In such times, our jobs as leaders is to provide safety and as much certainty as practically possible. With little long term certainty, we need to think about creating stepping stones, not suspension bridges.  Focusing on what is known, in the here and now, is key. Provide short term certainty and clarity, and be careful about promising a grand vision that people know is not guaranteed. It’ll erode your credibility and trustworthiness as a leader.

2. Make ‘best’ decisions

At a time like this, decision making is hard, and it’s likely that your previous approach to decision making may not cut the mustard. There’s a need to be in full receipt of available facts, invite input, and then make fast decisions. Neither unilateral nor consensus decision making work here.

Make the best decision you can with the available information in the time you’ve got. There may be no ‘right’ decision, only multiple different directions, and curb your desire to make THE RIGHT decision, waiting for all facts. Get comfortable making best decisions with as complete a set of facts as available in the time you’ve got.

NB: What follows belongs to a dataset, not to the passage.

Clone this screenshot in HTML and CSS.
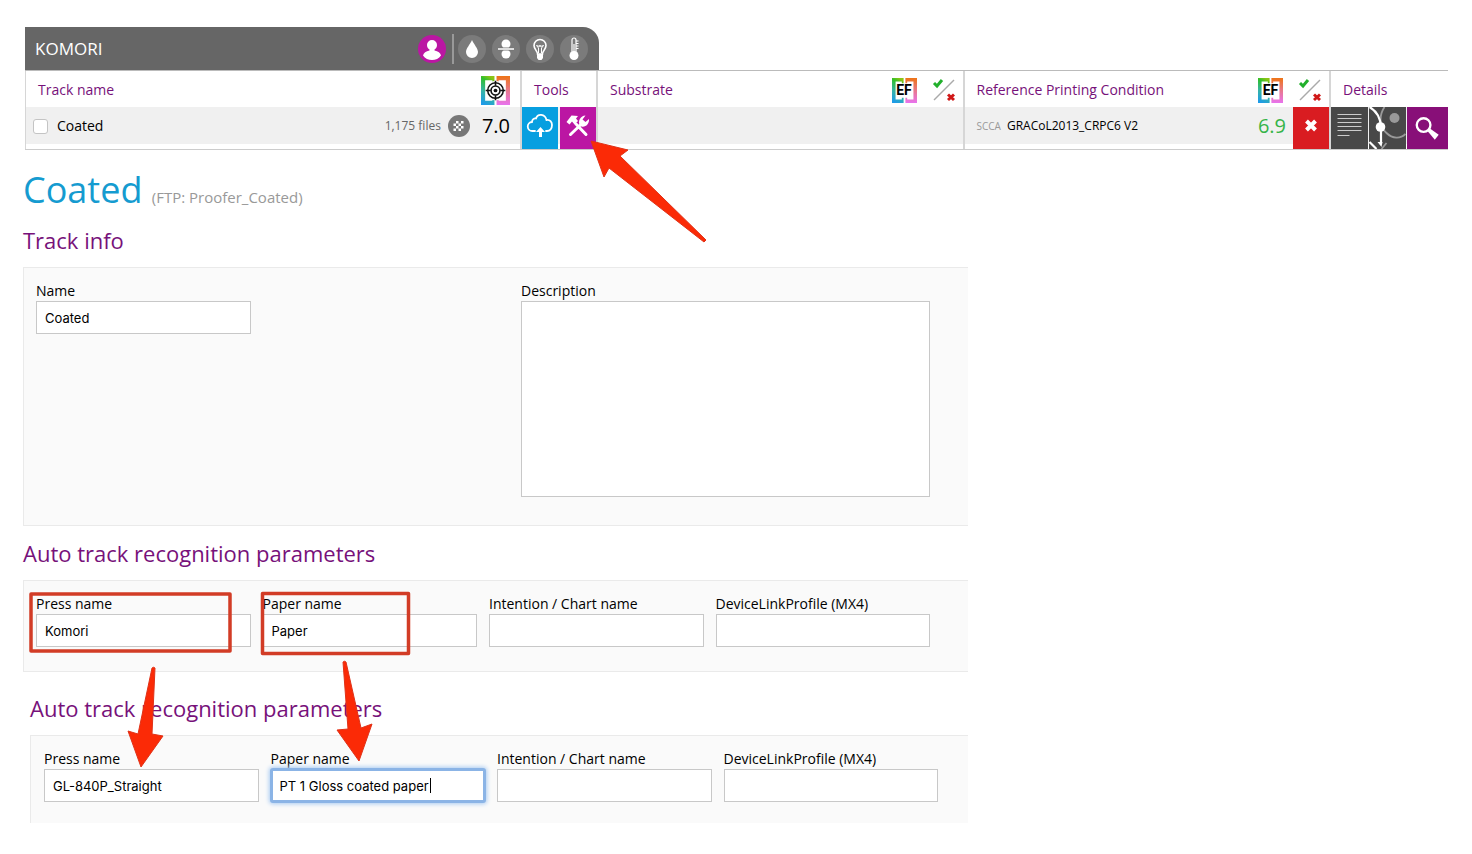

3. Communicate clearly and empower people to communicate clearly

Reduce ambiguity by providing enough detail in the short term. Be ready to keep communicating – as things are evolving so quickly, it’s likely you’ll be going through the decision making and communicating phase daily if not twice daily.

Once you’ve provided direction, then empower people to implement your decisions. In a time of reduced autonomy, be wary of adopting a command and control style of leadership which will further reduce people’s sense of control. Instead, mandate and trust them to solve problems and move to action.

4. Build a connectedness culture

In times of crisis, connectedness can suffer. At the time of writing, we’re working (and living) remotely, so isolation and disconnectedness can become a significant issue.

As a leader, we need to prioritise building a high connectedness culture and environment. We can lead the way with constant clear communication, create a tightly connected leadership team, and ask that our leaders and managers do the same with their teams. Some may need support and guidance about how best to do that. It’ll take more time and energy than normal but it’s a vital element of your job right now.

5. Put your own oxygen mask on first

If you’re going to have a chance of doing points 1-4, you’ll need to take good care of yourself. Long hours, high stress and lack of sleep is a deadly combination that leads to skewed decision making, impaired ability to focus on facts and emotionally led communication. Slip into this mode as a senior leader and your organisation has a problem on its hands.

Now is the time – if ever there was – to be taking care of your mental and physical health. If you haven’t got a good coach or calm and logical sounding board, strongly consider investing in one. Put your own oxygen mask on first if you want to be capable of leading your people and organisation through this crisis.

Emerging stronger

Lastly, remember to take time to reflect, learn and improve. It’s the times that we’re most challenged and pushed out of our comfort zone that can be the periods of richest learning and development. Carving out some time, with your coach and/or leadership team, to reflect on what you’re learning about good leadership, yourself and each other is time well spent. You’ll come through it stronger and a better leader.